## Task goal
In the data below, find every line with the string "TypeScript" and pull it out.

Rows from a dataset of pages and code:
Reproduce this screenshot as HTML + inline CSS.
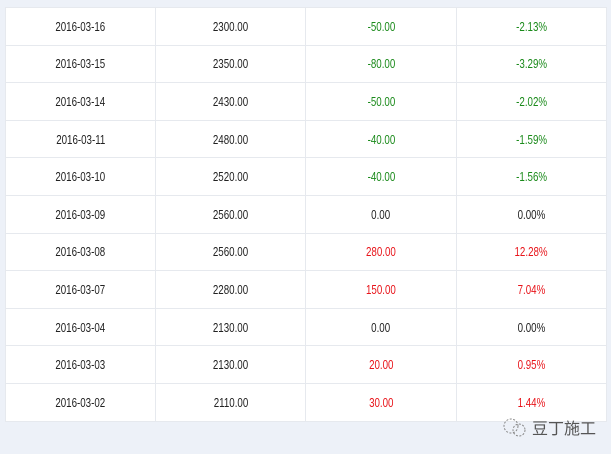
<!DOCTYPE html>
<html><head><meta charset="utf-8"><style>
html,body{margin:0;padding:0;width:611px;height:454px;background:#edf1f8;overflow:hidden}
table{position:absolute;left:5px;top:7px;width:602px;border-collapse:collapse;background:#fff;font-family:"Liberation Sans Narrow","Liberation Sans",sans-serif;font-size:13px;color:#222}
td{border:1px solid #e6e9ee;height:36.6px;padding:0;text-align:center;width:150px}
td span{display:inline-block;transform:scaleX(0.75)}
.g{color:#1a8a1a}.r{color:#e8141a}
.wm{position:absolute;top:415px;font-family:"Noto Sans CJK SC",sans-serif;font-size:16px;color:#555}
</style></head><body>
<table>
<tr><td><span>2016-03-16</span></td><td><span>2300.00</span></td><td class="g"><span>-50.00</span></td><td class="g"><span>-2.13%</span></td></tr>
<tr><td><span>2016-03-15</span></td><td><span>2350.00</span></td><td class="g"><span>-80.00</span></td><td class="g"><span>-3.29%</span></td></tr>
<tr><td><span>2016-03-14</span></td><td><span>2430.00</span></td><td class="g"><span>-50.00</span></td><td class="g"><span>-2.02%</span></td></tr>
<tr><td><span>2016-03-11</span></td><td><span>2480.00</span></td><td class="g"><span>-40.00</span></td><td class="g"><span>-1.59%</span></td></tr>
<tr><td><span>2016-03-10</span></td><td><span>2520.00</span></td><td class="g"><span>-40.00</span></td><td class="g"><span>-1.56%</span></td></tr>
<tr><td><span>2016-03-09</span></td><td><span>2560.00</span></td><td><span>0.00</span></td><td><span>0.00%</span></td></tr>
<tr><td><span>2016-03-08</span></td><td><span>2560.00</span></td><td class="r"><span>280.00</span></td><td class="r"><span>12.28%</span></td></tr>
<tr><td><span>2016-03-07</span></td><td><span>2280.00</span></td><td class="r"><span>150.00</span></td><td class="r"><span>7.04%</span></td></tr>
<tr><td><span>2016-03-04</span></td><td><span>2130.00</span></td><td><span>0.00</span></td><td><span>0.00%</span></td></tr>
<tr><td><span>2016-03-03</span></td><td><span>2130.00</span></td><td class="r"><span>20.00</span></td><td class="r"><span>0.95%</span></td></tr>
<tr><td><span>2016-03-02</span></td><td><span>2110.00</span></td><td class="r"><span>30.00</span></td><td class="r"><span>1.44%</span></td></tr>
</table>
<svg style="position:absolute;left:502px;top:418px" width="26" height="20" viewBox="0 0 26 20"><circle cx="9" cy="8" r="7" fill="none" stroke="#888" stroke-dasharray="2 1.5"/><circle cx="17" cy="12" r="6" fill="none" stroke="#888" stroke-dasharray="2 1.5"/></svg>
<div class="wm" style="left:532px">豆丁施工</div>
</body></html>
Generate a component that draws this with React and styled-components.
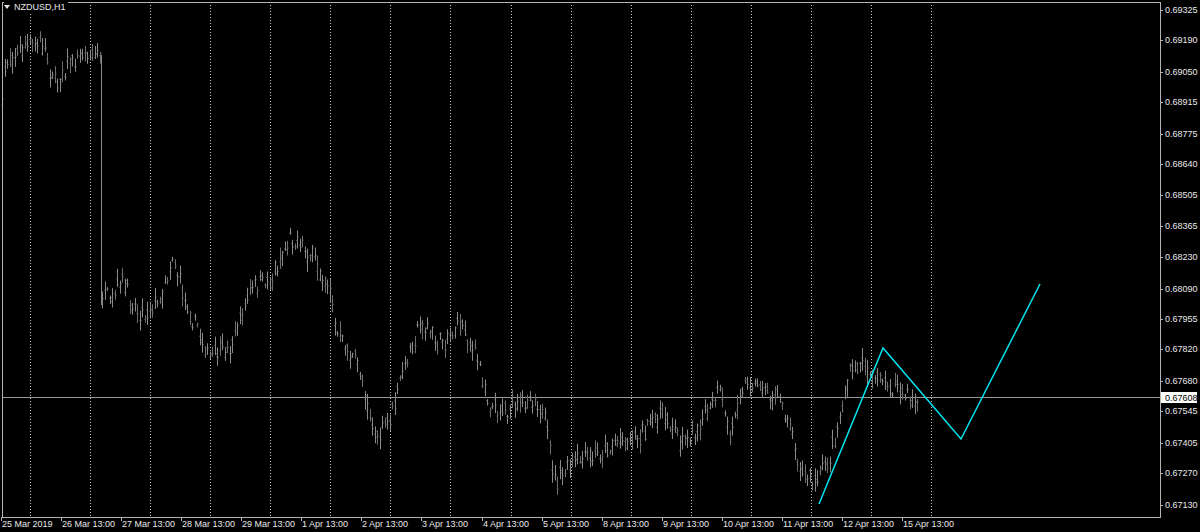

--

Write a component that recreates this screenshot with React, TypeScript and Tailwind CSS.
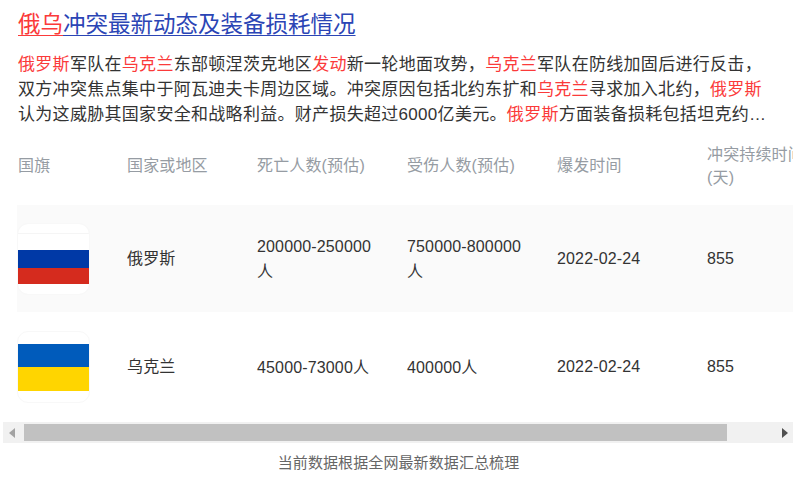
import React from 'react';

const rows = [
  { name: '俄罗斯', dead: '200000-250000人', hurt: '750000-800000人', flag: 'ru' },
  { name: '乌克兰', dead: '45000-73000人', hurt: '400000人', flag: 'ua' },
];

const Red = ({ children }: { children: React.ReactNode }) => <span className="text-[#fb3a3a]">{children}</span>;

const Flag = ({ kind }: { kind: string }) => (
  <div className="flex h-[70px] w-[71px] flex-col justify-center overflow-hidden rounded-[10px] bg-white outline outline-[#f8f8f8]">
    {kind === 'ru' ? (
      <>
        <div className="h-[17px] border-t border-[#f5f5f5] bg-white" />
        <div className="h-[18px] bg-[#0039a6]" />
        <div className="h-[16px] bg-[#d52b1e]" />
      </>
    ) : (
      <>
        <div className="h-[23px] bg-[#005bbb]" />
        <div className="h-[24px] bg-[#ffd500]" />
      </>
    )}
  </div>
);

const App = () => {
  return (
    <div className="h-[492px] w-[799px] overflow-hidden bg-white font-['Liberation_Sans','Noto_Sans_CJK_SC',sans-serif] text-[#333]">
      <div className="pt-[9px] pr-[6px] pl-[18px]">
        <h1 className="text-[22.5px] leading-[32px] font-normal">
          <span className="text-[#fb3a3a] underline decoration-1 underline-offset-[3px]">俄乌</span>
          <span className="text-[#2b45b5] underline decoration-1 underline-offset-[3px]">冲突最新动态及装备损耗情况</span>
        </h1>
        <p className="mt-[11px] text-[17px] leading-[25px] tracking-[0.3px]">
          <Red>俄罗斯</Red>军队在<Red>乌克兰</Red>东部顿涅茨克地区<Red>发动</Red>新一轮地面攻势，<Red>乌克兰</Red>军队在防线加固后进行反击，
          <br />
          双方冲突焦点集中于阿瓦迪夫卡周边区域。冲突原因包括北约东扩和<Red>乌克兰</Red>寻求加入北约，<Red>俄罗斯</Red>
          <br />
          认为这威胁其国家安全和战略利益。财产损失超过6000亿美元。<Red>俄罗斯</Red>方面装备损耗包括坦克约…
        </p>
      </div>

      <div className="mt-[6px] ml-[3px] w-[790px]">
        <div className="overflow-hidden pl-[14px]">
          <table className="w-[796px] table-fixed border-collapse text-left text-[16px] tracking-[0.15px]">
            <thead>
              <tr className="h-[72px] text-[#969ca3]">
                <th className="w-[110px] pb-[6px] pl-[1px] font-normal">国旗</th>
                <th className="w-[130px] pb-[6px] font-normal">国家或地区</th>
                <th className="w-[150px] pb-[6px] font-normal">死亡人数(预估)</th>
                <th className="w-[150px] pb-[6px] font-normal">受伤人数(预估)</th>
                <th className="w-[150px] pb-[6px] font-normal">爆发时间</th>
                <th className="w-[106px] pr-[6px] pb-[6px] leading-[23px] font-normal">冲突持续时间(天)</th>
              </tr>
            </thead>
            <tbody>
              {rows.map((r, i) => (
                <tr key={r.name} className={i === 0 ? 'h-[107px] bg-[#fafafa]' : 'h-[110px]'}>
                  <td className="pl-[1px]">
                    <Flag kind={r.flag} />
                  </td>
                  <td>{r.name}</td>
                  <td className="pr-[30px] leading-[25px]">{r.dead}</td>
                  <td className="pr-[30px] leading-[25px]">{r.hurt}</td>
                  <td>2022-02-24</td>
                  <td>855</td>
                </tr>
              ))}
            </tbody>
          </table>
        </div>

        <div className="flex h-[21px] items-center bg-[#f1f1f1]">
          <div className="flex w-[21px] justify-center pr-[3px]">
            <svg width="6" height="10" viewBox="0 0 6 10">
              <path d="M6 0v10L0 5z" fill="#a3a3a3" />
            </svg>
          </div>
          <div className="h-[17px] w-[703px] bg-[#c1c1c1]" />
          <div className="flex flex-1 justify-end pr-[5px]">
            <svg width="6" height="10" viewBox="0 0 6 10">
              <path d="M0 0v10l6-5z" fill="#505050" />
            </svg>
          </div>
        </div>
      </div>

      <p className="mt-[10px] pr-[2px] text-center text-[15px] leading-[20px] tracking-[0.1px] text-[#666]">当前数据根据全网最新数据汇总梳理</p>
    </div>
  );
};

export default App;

...

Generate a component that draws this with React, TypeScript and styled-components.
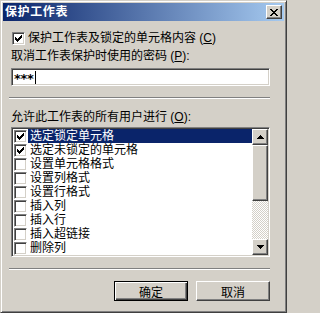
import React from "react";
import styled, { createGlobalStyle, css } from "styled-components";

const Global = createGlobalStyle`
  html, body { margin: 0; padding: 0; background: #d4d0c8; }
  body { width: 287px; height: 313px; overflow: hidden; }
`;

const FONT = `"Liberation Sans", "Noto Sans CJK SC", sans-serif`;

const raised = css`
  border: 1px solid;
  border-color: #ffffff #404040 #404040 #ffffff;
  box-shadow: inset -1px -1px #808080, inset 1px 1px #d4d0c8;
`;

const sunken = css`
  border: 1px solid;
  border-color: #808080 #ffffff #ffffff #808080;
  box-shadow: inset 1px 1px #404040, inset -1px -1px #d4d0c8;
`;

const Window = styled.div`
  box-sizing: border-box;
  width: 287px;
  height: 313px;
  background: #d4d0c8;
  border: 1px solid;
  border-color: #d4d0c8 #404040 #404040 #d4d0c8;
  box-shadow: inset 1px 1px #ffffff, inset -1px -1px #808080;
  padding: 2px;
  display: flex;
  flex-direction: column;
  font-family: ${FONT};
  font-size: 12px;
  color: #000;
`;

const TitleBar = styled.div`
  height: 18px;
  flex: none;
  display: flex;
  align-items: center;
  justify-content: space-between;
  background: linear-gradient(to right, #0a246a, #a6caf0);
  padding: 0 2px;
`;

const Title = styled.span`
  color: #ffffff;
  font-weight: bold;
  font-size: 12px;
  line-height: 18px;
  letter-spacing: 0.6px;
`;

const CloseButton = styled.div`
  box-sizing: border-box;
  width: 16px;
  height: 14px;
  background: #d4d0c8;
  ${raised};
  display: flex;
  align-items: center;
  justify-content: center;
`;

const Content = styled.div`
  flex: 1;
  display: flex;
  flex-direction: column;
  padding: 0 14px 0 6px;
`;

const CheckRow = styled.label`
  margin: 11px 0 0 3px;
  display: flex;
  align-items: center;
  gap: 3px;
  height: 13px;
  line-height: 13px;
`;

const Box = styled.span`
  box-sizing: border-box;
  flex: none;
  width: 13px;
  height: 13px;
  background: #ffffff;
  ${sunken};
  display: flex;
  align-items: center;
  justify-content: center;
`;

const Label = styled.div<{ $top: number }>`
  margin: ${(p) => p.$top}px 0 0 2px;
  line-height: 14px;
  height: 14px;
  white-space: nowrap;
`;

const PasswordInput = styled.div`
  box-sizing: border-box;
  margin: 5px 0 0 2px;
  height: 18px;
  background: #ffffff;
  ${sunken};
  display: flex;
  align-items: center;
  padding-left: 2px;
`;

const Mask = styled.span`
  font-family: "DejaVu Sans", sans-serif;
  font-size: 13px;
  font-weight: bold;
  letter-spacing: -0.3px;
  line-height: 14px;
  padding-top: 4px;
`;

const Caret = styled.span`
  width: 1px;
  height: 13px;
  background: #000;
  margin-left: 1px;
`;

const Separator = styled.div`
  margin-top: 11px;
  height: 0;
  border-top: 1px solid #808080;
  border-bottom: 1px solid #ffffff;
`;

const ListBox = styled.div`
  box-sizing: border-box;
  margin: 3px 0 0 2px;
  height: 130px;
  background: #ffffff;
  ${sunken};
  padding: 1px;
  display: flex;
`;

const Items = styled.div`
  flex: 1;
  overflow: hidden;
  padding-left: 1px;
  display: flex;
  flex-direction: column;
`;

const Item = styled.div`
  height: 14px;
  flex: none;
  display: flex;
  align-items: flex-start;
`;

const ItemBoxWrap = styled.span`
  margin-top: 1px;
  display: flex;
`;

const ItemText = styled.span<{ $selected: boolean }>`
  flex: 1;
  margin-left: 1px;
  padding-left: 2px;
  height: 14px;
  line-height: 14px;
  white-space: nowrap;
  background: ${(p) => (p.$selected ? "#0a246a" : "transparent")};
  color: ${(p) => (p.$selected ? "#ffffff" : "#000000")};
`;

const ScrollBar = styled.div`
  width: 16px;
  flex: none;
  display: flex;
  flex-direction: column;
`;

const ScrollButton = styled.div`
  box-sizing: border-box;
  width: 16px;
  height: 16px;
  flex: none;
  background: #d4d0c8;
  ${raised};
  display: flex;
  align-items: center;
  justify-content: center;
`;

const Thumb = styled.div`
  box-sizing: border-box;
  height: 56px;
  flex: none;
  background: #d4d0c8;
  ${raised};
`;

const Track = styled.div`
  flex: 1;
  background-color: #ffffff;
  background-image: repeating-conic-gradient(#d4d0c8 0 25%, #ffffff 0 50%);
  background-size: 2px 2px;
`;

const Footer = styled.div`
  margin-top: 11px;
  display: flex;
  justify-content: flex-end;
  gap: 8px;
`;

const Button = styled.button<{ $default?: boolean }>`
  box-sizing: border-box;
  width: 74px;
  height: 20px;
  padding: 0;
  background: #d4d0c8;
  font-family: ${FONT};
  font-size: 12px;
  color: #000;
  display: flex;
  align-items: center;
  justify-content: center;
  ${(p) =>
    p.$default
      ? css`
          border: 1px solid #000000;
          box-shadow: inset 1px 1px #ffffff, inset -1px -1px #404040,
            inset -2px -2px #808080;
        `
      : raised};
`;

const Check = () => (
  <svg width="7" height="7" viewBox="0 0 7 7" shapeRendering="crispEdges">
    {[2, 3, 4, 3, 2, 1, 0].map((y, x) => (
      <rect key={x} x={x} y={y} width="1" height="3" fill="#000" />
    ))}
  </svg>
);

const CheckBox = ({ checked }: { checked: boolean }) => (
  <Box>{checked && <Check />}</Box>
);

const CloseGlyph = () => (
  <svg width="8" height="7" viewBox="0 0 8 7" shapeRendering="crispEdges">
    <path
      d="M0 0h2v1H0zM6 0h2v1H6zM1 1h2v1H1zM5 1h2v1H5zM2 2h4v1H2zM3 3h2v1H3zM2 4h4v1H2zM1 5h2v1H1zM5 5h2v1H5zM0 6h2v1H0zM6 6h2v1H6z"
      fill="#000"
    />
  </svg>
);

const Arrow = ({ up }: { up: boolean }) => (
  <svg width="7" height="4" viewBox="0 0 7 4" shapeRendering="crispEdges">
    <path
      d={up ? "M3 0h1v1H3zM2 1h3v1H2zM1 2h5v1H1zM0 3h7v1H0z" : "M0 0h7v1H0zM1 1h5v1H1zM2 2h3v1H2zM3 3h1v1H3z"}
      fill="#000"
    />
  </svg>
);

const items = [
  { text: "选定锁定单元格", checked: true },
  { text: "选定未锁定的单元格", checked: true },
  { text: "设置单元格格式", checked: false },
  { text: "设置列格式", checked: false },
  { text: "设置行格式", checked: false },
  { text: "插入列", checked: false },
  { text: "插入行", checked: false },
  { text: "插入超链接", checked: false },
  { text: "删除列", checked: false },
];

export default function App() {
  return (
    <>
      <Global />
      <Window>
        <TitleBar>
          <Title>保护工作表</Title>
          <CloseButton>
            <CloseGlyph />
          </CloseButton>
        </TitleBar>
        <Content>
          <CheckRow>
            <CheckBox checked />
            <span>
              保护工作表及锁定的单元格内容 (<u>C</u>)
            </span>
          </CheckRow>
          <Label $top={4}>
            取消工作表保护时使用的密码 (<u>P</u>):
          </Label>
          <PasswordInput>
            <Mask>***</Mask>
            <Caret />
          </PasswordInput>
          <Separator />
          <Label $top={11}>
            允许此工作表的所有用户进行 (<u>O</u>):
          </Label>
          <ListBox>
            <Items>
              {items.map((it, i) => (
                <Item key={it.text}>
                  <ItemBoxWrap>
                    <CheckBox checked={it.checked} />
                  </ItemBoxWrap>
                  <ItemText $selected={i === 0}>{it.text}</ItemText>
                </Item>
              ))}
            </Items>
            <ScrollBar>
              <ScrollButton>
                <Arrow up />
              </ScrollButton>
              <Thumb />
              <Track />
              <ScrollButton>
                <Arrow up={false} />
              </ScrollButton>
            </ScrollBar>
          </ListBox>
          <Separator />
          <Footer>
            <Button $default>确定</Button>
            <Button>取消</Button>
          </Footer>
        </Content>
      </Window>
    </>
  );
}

## Reply
Write a component that recreates this screenshot with React, TypeScript and Tailwind CSS.
Generate a component that draws this with React, TypeScript and styled-components.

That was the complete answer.